Charlie Hunnam was the "biggest" he's ever been while shooting 'King Arthur: Legend of the Sword'.
The 37-year-old actor had to bulk up for his titular role in Guy Ritchie's upcoming medieval epic and though it was a tough regime, the British star made sure he still had "fun" with his workouts.
He said: "Over the six month period of shooting 'King Arthur: Legend of the Sword' my size fluctuated a little bit, but I actually got to be the biggest I've ever been on the film. I put on a good 20 pounds.
"It involved going to the gym, lifting weights, eating lots and lots of food, particularly protein, and repeating the process until your muscles are big and swollen.
"But I had fun with it.

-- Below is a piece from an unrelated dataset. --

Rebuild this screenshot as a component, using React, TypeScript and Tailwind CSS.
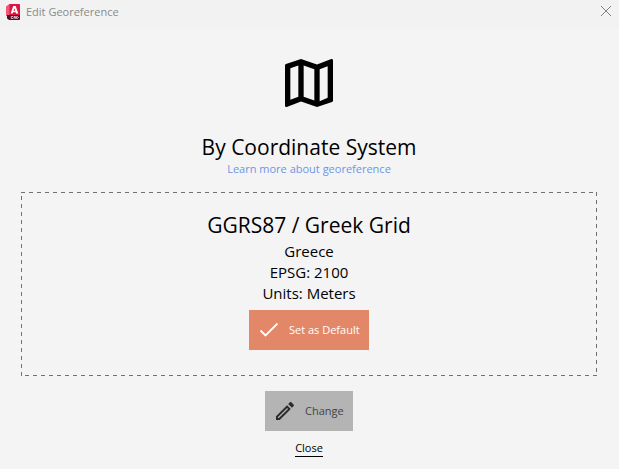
import React from 'react';

const details = ['Greece', 'EPSG: 2100', 'Units: Meters'];

function AppLogo() {
  return (
    <svg className="h-4 w-4" viewBox="0 0 16 16" aria-hidden="true">
      <path d="M3.500 0H13a1 1 0 0 1 1 1v11H2V1.500z" fill="#e0123f" />
      <path d="M0 2.500L3.500 0v12H0z" fill="#f0557a" />
      <path d="M1 11h13v4a1 1 0 0 1-1 1H3l-2-1.500z" fill="#5e0a20" />
      <path d="M7.200 2h2.500l2.600 7.500h-2.200l-.4-1.300H7.100l-.4 1.300H4.600zM8.400 4.300l-.8 2.400h1.600z" fill="#fff" />
      <path d="M7 12.500H5.200v2H7M8 14.800v-2.300h1.400v2.300M8 13.700h1.400M10.500 12.500h1l.7.500v1l-.7.500h-1z" fill="none" stroke="#f3dde3" strokeWidth="0.8" />
    </svg>
  );
}

function MapIcon() {
  return (
    <svg className="h-16 w-16" viewBox="0 0 24 24" fill="currentColor" aria-hidden="true">
      <path d="M20.5 3l-.16.03L15 5.1 9 3 3.360 4.900c-.21.07-.36.25-.36.48V20.500a.5.5 0 0 0 .5.5l.16-.03L9 18.900l6 2.100 5.640-1.900c.21-.07.36-.25.36-.48V3.500a.5.5 0 0 0-.5-.5zM10 5.470l4 1.400v11.660l-4-1.400zM5 6.460l3-1.010v11.700l-3 1.160zm14 11.080l-3 1.320V6.860l3-1.160z" />
    </svg>
  );
}

function PencilIcon() {
  return (
    <svg className="h-6 w-6" viewBox="0 0 24 24" fill="currentColor" aria-hidden="true">
      <path d="M14.060 9l.94.94L5.920 19H5v-.92zM17.660 3c-.25 0-.51.1-.7.290l-1.830 1.830 3.750 3.750 1.830-1.830c.39-.39.39-1.040 0-1.410l-2.340-2.340c-.2-.2-.45-.29-.71-.29zm-3.600 3.190L3 17.250V21h3.750L17.810 9.940z" />
    </svg>
  );
}

function CheckIcon() {
  return (
    <svg className="h-6 w-6" viewBox="0 0 24 24" fill="none" stroke="currentColor" strokeWidth="1.8" aria-hidden="true">
      <path d="M3.500 12.500l5 5L20.500 5.500" />
    </svg>
  );
}

export default function App() {
  return (
    <div className="min-h-screen bg-[#f4f4f4] font-['Open_Sans','Noto_Sans',sans-serif] text-black">
      <header className="flex h-7 items-start justify-between bg-[#f2f2f2] pr-1 pl-1.5">
        <div className="flex items-center gap-1 pt-0.5">
          <AppLogo />
          <h1 className="text-[11px] leading-5 text-[#8a8a8a]">Edit Georeference</h1>
        </div>
        <button type="button" aria-label="Close window" className="p-1 pt-1.5 text-[#808080]">
          <svg className="h-2.5 w-2.5" viewBox="0 0 10 10" fill="none" stroke="currentColor" aria-hidden="true">
            <path d="M0 0l10 10M10 0L0 10" />
          </svg>
        </button>
      </header>

      <main className="flex flex-col items-center pt-[23px] pr-[22px] pl-[21px]">
        <MapIcon />
        <h2 className="mt-4 text-[21px] leading-8">By Coordinate System</h2>
        <a href="#georeference" className="text-[11px] leading-3 text-[#6c95ea]">
          Learn more about georeference
        </a>

        <section className="relative mt-[17px] flex w-full flex-col items-center pt-[17px] pb-[26px]">
          <svg className="pointer-events-none absolute inset-0 h-full w-full" aria-hidden="true">
            <rect width="100%" height="100%" fill="none" stroke="#707070" strokeWidth="2" strokeDasharray="4 4" />
          </svg>
          <h3 className="text-[21px] leading-8">GGRS87 / Greek Grid</h3>
          {details.map((line) => (
            <p key={line} className="text-[15px] leading-[21px]">{line}</p>
          ))}
          <button type="button" className="mt-1.5 flex h-10 min-w-[120px] items-center gap-2 bg-[#e28868] px-2 text-[11px] text-white">
            <CheckIcon />
            Set as Default
          </button>
        </section>

        <button type="button" className="mt-[15px] flex h-10 min-w-[88px] items-center gap-2 bg-[#b4b4b4] px-2 text-[11px] text-[#444]">
          <span className="text-[#2b2b2b]"><PencilIcon /></span>
          Change
        </button>
        <button type="button" className="mt-2 border-b border-black text-[11px] leading-[17px]">
          Close
        </button>
      </main>
    </div>
  );
}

I mixed it up, did some boxing and, obviously, was very active learning sword fighting and stunts."
But Charlie was more interested in the transformation of his mental wellbeing than his physical shape as a result of the sessions.
He added to channel24.co.za: "But for me, the least interesting aspect of exercise is the physical effect.
"What's really exciting is the mental, psychological, emotional aspect of exercise.
"You feel a significant difference in how you feel in your day-to-day life when you stop working out."
One of Charlie's favourite things about working on the movie was saying in caravans close to the set with Guy and the rest of the cast.
He said: "Guy does have an exceptionally cozy trailer. It's very difficult to get him out once he's got the log fire going and some eggs cooking on the stove. Guy creates this dynamic wherever he goes.
"The camping was wonderful. I'd always dreamed about what it would be like to just live around a film set and not be taken out of it. This was that experience for a brief period of time. We were in Wales for three weeks, but we all lived together in these little caravans by a lake. Some of us would jump in the icy lake every morning at 06:00 for what we lovingly referred to as the Plunge of Death.
"Guy would come out of the cabin and start talking about the day's filming, and we'd have breakfast together and walk from our trailer onto the set. Before we knew it we were in the zone and doing our thing. It was a lovely way to make a film."